Start of Provided material
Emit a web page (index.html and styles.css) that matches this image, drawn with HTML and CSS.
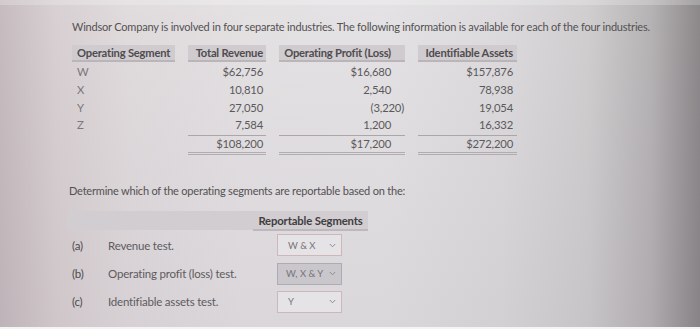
FILE: index.html
```html
<!DOCTYPE html>
<html>
<head>
<meta charset="utf-8">
<link rel="stylesheet" href="styles.css">
</head>
<body>
<div class="page">
  <div class="topstrip"></div>
  <p class="intro">Windsor Company is involved in four separate industries. The following information is available for each of the four industries.</p>

  <div class="data">
    <div class="hd c1 left">Operating Segment</div>
    <div class="hd c2">Total Revenue</div>
    <div class="hd c3">Operating Profit (Loss)</div>
    <div class="hd c4">Identifiable Assets</div>

    <div class="cell c1 left seg">W</div>
    <div class="cell c2">$62,756</div>
    <div class="cell c3">$16,680</div>
    <div class="cell c4">$157,876</div>

    <div class="cell c1 left seg">X</div>
    <div class="cell c2">10,810</div>
    <div class="cell c3">2,540</div>
    <div class="cell c4">78,938</div>

    <div class="cell c1 left seg">Y</div>
    <div class="cell c2">27,050</div>
    <div class="cell c3 neg">(3,220)</div>
    <div class="cell c4">19,054</div>

    <div class="cell c1 left seg">Z</div>
    <div class="cell c2">7,584</div>
    <div class="cell c3">1,200</div>
    <div class="cell c4">16,332</div>

    <div class="cell c1 blank"></div>
    <div class="cell c2 total">$108,200</div>
    <div class="cell c3 total">$17,200</div>
    <div class="cell c4 total">$272,200</div>
  </div>

  <p class="prompt">Determine which of the operating segments are reportable based on the:</p>

  <div class="answers">
    <div class="ahd-left"></div>
    <div class="ahd-right">Reportable Segments</div>

    <div class="q"><span class="lbl">(a)</span><span>Revenue test.</span></div>
    <div class="a"><div class="sel"><span>W &amp; X</span><svg class="chev" width="7" height="5" viewBox="0 0 7 5"><polyline points="0.8,1 3.5,3.8 6.2,1" fill="none" stroke="#8f8c90" stroke-width="1"/></svg></div></div>

    <div class="q"><span class="lbl">(b)</span><span>Operating profit (loss) test.</span></div>
    <div class="a"><div class="sel filled"><span>W, X &amp; Y</span><svg class="chev" width="7" height="5" viewBox="0 0 7 5"><polyline points="0.8,1 3.5,3.8 6.2,1" fill="none" stroke="#8f8c90" stroke-width="1"/></svg></div></div>

    <div class="q"><span class="lbl">(c)</span><span>Identifiable assets test.</span></div>
    <div class="a"><div class="sel"><span>Y</span><svg class="chev" width="7" height="5" viewBox="0 0 7 5"><polyline points="0.8,1 3.5,3.8 6.2,1" fill="none" stroke="#8f8c90" stroke-width="1"/></svg></div></div>
  </div>
</div>
</body>
</html>
```

FILE: styles.css
```css
html, body {
  margin: 0;
  padding: 0;
  height: 329px;
  overflow: hidden;
}
body {
  font-family: Lato, "Open Sans", sans-serif;
  color: #5b595b;
  background:
    linear-gradient(to bottom, rgba(0,0,0,0) 0%, rgba(60,40,70,0.06) 100%),
    linear-gradient(to right, #c6bcbf 0%, #d8d0d2 8%, #e0dbdd 18%, #e4e1e3 35%, #e4e2e4 55%, #dcdadc 72%, #d0cecf 84%, #b6b3b5 93%, #8c888a 100%);
}
.page {
  height: 327px;
  border-bottom: 2px solid #f4f4f4;
}
.topstrip {
  height: 5px;
  background: rgba(255,255,255,0.22);
}
.intro {
  margin: 14px 0 0 72px;
  font-size: 11px;
  line-height: 15px;
  letter-spacing: -0.2px;
  color: #535153;
  white-space: nowrap;
}
.data {
  margin: 11px 0 0 72px;
  display: grid;
  grid-template-columns: 103px 78px 126px 99px;
  grid-template-rows: 18px;
  grid-auto-rows: 17.8px;
  column-gap: 13px;
  font-size: 11.3px;
  width: max-content;
}
.hd {
  height: 15px;
  line-height: 15px;
  background: #d0cbce;
  border-bottom: 2px solid #b9b5b8;
  font-weight: 700;
  color: #4e4c4e;
  text-align: right;
  letter-spacing: -0.2px;
  font-size: 11.2px;
  white-space: nowrap;
}
.cell {
  text-align: right;
  line-height: 17.8px;
  letter-spacing: -0.2px;
}
.left { text-align: left; padding-left: 5px; }
.seg { color: #7a777a; }
.c2 { padding-right: 3px; }
.c3 { padding-right: 14px; }
.c3.neg { padding-right: 1px; }
.c4 { padding-right: 4px; }
.total {
  border-top: 1px solid #aaa6a9;
  border-bottom: 3px double #b0acaf;
  line-height: 16px;
  margin-top: 1px;
  height: 16px;
}
.prompt {
  margin: 31px 0 0 69px;
  font-size: 11px;
  line-height: 15px;
  letter-spacing: -0.2px;
  color: #535153;
}
.answers {
  margin: 13px 0 0 68px;
  display: grid;
  grid-template-columns: 185px 112px;
  grid-template-rows: 20px 28.4px 28.4px 28.4px;
  width: max-content;
  font-size: 11.5px;
}
.ahd-left {
  background: #d2cdd0;
  margin-bottom: 1px;
}
.ahd-right {
  background: #d2cdd0;
  border-bottom: 2px solid #bcb8bb;
  font-weight: 700;
  color: #3f3d40;
  text-align: center;
  height: 18px;
  line-height: 19px;
  font-size: 11.3px;
  letter-spacing: -0.15px;
  white-space: nowrap;
  margin-right: -3px;
}
.q {
  display: flex;
  align-items: center;
  padding-left: 4px;
  color: #5e5b5e;
  letter-spacing: -0.2px;
}
.lbl {
  width: 36px;
  color: #4c4a4c;
}
.a {
  display: flex;
  align-items: center;
  justify-content: center;
}
.sel {
  height: 20px;
  border: 1px solid #cdb7bb;
  background: #e6e3e6;
  display: flex;
  align-items: center;
  justify-content: space-between;
  padding: 0 5px 0 10px;
  width: 48px;
  font-size: 9.5px;
  color: #777478;
  margin-left: 1px;
}
.sel.filled {
  background: #c9c6cc;
  border-color: #aeabb3;
  padding-left: 8px;
  width: 50px;
}
.chev { flex: none; }
```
End of Provided material
Go through the listing above and write it out again exactly, dropping the pictures.

Emit a web page (index.html and styles.css) that matches this image, drawn with HTML and CSS.
FILE: index.html
```html
<!DOCTYPE html>
<html>
<head>
<meta charset="utf-8">
<link rel="stylesheet" href="styles.css">
</head>
<body>
<div class="page">
  <div class="topstrip"></div>
  <p class="intro">Windsor Company is involved in four separate industries. The following information is available for each of the four industries.</p>

  <div class="data">
    <div class="hd c1 left">Operating Segment</div>
    <div class="hd c2">Total Revenue</div>
    <div class="hd c3">Operating Profit (Loss)</div>
    <div class="hd c4">Identifiable Assets</div>

    <div class="cell c1 left seg">W</div>
    <div class="cell c2">$62,756</div>
    <div class="cell c3">$16,680</div>
    <div class="cell c4">$157,876</div>

    <div class="cell c1 left seg">X</div>
    <div class="cell c2">10,810</div>
    <div class="cell c3">2,540</div>
    <div class="cell c4">78,938</div>

    <div class="cell c1 left seg">Y</div>
    <div class="cell c2">27,050</div>
    <div class="cell c3 neg">(3,220)</div>
    <div class="cell c4">19,054</div>

    <div class="cell c1 left seg">Z</div>
    <div class="cell c2">7,584</div>
    <div class="cell c3">1,200</div>
    <div class="cell c4">16,332</div>

    <div class="cell c1 blank"></div>
    <div class="cell c2 total">$108,200</div>
    <div class="cell c3 total">$17,200</div>
    <div class="cell c4 total">$272,200</div>
  </div>

  <p class="prompt">Determine which of the operating segments are reportable based on the:</p>

  <div class="answers">
    <div class="ahd-left"></div>
    <div class="ahd-right">Reportable Segments</div>

    <div class="q"><span class="lbl">(a)</span><span>Revenue test.</span></div>
    <div class="a"><div class="sel"><span>W &amp; X</span><svg class="chev" width="7" height="5" viewBox="0 0 7 5"><polyline points="0.8,1 3.5,3.8 6.2,1" fill="none" stroke="#8f8c90" stroke-width="1"/></svg></div></div>

    <div class="q"><span class="lbl">(b)</span><span>Operating profit (loss) test.</span></div>
    <div class="a"><div class="sel filled"><span>W, X &amp; Y</span><svg class="chev" width="7" height="5" viewBox="0 0 7 5"><polyline points="0.8,1 3.5,3.8 6.2,1" fill="none" stroke="#8f8c90" stroke-width="1"/></svg></div></div>

    <div class="q"><span class="lbl">(c)</span><span>Identifiable assets test.</span></div>
    <div class="a"><div class="sel"><span>Y</span><svg class="chev" width="7" height="5" viewBox="0 0 7 5"><polyline points="0.8,1 3.5,3.8 6.2,1" fill="none" stroke="#8f8c90" stroke-width="1"/></svg></div></div>
  </div>
</div>
</body>
</html>
```

FILE: styles.css
```css
html, body {
  margin: 0;
  padding: 0;
  height: 329px;
  overflow: hidden;
}
body {
  font-family: Lato, "Open Sans", sans-serif;
  color: #5b595b;
  background:
    linear-gradient(to bottom, rgba(0,0,0,0) 0%, rgba(60,40,70,0.06) 100%),
    linear-gradient(to right, #c6bcbf 0%, #d8d0d2 8%, #e0dbdd 18%, #e4e1e3 35%, #e4e2e4 55%, #dcdadc 72%, #d0cecf 84%, #b6b3b5 93%, #8c888a 100%);
}
.page {
  height: 327px;
  border-bottom: 2px solid #f4f4f4;
}
.topstrip {
  height: 5px;
  background: rgba(255,255,255,0.22);
}
.intro {
  margin: 14px 0 0 72px;
  font-size: 11px;
  line-height: 15px;
  letter-spacing: -0.2px;
  color: #535153;
  white-space: nowrap;
}
.data {
  margin: 11px 0 0 72px;
  display: grid;
  grid-template-columns: 103px 78px 126px 99px;
  grid-template-rows: 18px;
  grid-auto-rows: 17.8px;
  column-gap: 13px;
  font-size: 11.3px;
  width: max-content;
}
.hd {
  height: 15px;
  line-height: 15px;
  background: #d0cbce;
  border-bottom: 2px solid #b9b5b8;
  font-weight: 700;
  color: #4e4c4e;
  text-align: right;
  letter-spacing: -0.2px;
  font-size: 11.2px;
  white-space: nowrap;
}
.cell {
  text-align: right;
  line-height: 17.8px;
  letter-spacing: -0.2px;
}
.left { text-align: left; padding-left: 5px; }
.seg { color: #7a777a; }
.c2 { padding-right: 3px; }
.c3 { padding-right: 14px; }
.c3.neg { padding-right: 1px; }
.c4 { padding-right: 4px; }
.total {
  border-top: 1px solid #aaa6a9;
  border-bottom: 3px double #b0acaf;
  line-height: 16px;
  margin-top: 1px;
  height: 16px;
}
.prompt {
  margin: 31px 0 0 69px;
  font-size: 11px;
  line-height: 15px;
  letter-spacing: -0.2px;
  color: #535153;
}
.answers {
  margin: 13px 0 0 68px;
  display: grid;
  grid-template-columns: 185px 112px;
  grid-template-rows: 20px 28.4px 28.4px 28.4px;
  width: max-content;
  font-size: 11.5px;
}
.ahd-left {
  background: #d2cdd0;
  margin-bottom: 1px;
}
.ahd-right {
  background: #d2cdd0;
  border-bottom: 2px solid #bcb8bb;
  font-weight: 700;
  color: #3f3d40;
  text-align: center;
  height: 18px;
  line-height: 19px;
  font-size: 11.3px;
  letter-spacing: -0.15px;
  white-space: nowrap;
  margin-right: -3px;
}
.q {
  display: flex;
  align-items: center;
  padding-left: 4px;
  color: #5e5b5e;
  letter-spacing: -0.2px;
}
.lbl {
  width: 36px;
  color: #4c4a4c;
}
.a {
  display: flex;
  align-items: center;
  justify-content: center;
}
.sel {
  height: 20px;
  border: 1px solid #cdb7bb;
  background: #e6e3e6;
  display: flex;
  align-items: center;
  justify-content: space-between;
  padding: 0 5px 0 10px;
  width: 48px;
  font-size: 9.5px;
  color: #777478;
  margin-left: 1px;
}
.sel.filled {
  background: #c9c6cc;
  border-color: #aeabb3;
  padding-left: 8px;
  width: 50px;
}
.chev { flex: none; }
```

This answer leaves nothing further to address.